SUPPLIED INFORMATION >>
## START

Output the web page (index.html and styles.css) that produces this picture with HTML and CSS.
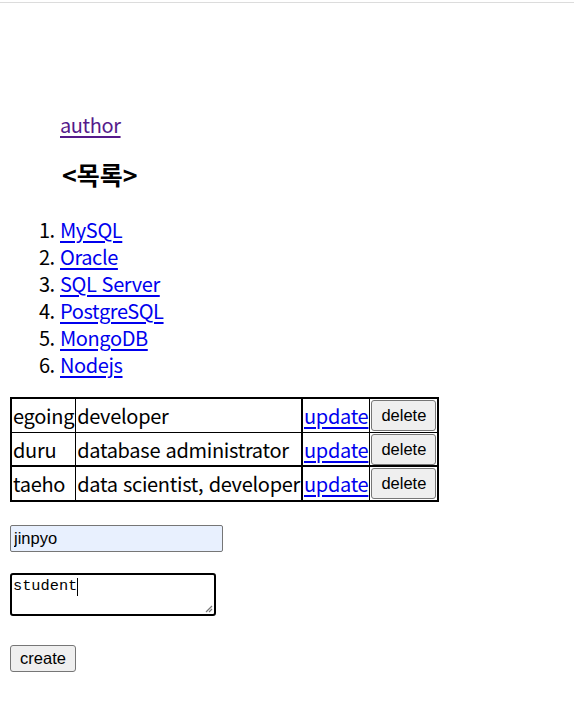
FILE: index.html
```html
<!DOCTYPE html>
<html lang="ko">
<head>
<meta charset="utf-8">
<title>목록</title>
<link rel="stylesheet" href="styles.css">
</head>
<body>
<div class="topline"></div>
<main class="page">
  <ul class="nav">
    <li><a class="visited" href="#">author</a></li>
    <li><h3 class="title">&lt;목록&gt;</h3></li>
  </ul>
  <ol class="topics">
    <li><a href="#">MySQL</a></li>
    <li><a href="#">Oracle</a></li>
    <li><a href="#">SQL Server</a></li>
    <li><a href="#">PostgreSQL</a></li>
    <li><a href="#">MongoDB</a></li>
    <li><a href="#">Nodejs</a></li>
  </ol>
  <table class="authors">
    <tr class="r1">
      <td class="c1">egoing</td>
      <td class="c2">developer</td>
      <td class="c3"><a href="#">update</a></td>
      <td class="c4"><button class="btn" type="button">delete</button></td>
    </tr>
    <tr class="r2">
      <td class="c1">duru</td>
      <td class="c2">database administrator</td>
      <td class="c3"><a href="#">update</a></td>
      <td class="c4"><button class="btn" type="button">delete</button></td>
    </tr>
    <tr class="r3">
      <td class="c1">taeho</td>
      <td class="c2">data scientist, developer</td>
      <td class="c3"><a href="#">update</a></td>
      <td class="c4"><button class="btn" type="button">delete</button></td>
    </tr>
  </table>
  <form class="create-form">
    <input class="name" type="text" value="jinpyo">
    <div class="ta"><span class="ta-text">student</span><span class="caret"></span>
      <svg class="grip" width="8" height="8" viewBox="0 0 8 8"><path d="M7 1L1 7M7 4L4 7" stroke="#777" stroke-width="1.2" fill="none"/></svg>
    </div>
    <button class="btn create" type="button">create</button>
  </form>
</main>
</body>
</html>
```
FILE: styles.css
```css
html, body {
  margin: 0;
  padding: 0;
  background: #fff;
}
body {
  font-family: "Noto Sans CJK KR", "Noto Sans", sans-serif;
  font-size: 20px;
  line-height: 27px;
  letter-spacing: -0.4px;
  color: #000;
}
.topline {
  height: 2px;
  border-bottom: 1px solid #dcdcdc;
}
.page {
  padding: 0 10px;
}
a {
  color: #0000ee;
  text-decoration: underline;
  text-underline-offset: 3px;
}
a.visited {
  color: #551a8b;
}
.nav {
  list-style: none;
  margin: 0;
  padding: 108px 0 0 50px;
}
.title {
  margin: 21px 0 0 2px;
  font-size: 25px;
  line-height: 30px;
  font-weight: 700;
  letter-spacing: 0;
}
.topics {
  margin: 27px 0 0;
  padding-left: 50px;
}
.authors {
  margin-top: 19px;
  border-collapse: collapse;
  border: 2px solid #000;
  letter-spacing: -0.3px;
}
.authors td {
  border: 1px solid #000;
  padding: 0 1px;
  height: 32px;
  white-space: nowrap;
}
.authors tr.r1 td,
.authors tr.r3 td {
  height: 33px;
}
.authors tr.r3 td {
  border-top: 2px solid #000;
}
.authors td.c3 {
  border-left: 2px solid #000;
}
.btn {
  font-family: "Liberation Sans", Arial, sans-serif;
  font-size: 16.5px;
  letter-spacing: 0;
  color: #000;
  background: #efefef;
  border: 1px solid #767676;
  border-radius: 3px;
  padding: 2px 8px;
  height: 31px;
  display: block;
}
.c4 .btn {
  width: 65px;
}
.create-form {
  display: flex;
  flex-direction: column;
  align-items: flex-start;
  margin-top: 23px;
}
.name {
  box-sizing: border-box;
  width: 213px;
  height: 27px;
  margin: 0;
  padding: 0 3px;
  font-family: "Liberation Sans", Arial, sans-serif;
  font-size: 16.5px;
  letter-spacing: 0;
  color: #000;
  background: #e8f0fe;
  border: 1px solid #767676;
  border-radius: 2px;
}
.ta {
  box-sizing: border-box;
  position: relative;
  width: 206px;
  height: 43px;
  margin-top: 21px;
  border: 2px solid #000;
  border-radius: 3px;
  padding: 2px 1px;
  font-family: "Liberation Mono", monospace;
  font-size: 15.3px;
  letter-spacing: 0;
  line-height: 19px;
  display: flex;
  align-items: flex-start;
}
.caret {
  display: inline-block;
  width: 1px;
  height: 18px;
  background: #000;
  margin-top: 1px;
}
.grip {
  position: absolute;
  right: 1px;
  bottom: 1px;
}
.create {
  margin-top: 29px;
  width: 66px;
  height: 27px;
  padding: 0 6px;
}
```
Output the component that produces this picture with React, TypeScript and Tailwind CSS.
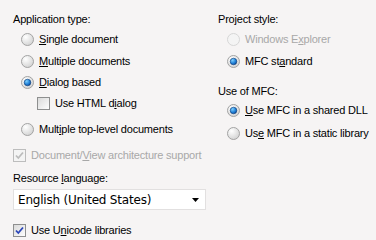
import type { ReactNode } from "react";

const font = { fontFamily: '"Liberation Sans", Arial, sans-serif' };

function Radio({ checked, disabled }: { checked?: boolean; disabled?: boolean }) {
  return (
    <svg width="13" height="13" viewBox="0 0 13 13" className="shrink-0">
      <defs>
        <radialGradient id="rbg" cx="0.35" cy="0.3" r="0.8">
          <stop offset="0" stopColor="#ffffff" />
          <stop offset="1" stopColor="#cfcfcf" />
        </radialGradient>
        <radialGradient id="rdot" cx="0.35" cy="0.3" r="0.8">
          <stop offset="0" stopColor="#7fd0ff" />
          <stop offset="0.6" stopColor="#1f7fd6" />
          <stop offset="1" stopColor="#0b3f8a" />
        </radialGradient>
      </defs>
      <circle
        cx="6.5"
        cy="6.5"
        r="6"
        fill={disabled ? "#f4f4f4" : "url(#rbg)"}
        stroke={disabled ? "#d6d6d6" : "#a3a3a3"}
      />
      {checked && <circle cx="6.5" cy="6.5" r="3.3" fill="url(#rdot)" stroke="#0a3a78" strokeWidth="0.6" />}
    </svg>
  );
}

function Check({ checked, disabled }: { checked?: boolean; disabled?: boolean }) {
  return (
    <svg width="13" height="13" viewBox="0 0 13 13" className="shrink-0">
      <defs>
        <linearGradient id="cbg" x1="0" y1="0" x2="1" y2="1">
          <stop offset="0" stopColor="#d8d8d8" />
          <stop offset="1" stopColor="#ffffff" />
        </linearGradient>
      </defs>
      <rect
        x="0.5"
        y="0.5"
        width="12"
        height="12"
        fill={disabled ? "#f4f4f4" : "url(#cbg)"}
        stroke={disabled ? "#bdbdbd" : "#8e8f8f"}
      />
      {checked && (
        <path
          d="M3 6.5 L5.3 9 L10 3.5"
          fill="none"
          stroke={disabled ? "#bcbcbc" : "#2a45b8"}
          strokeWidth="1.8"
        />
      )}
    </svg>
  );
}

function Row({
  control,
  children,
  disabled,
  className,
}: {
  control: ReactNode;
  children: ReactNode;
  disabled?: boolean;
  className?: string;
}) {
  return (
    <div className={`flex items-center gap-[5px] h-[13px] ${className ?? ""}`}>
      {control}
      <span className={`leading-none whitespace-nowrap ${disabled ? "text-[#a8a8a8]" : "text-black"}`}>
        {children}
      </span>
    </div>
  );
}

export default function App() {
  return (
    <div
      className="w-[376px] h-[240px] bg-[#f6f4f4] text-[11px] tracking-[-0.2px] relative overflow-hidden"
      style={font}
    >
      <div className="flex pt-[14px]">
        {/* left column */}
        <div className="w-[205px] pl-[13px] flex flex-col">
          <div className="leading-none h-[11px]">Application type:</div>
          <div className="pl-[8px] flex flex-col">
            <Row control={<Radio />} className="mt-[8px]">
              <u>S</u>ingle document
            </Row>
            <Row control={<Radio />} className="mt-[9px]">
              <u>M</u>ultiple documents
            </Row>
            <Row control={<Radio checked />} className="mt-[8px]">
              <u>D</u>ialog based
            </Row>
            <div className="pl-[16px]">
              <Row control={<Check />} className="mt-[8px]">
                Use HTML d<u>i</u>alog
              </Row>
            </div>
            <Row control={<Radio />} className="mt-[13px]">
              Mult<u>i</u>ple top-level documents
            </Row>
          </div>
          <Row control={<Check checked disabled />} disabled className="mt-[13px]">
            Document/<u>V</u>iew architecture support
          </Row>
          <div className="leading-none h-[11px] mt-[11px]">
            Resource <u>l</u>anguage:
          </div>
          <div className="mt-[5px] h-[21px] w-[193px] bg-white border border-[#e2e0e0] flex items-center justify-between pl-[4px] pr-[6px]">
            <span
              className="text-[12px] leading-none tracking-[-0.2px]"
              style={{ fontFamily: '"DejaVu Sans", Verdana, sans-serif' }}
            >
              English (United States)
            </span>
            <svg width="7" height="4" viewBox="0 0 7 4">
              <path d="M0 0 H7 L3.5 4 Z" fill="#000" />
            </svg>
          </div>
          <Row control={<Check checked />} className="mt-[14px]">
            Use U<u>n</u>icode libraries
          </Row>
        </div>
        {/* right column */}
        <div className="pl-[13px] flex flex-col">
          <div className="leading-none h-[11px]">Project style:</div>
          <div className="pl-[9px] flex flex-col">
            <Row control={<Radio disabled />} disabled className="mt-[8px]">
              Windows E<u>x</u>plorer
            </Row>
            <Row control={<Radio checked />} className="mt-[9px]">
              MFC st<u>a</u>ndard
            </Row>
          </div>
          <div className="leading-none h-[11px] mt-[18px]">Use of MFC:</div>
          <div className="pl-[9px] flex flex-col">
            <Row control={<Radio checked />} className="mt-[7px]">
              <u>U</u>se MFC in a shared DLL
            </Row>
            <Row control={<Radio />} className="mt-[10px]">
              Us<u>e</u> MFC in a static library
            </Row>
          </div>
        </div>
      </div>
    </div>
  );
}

## END

AIM >> From the material above, gather all lines that include the string "picture" and copy them.

EXPECTED ANSWER >>
Output the web page (index.html and styles.css) that produces this picture with HTML and CSS.
Output the component that produces this picture with React, TypeScript and Tailwind CSS.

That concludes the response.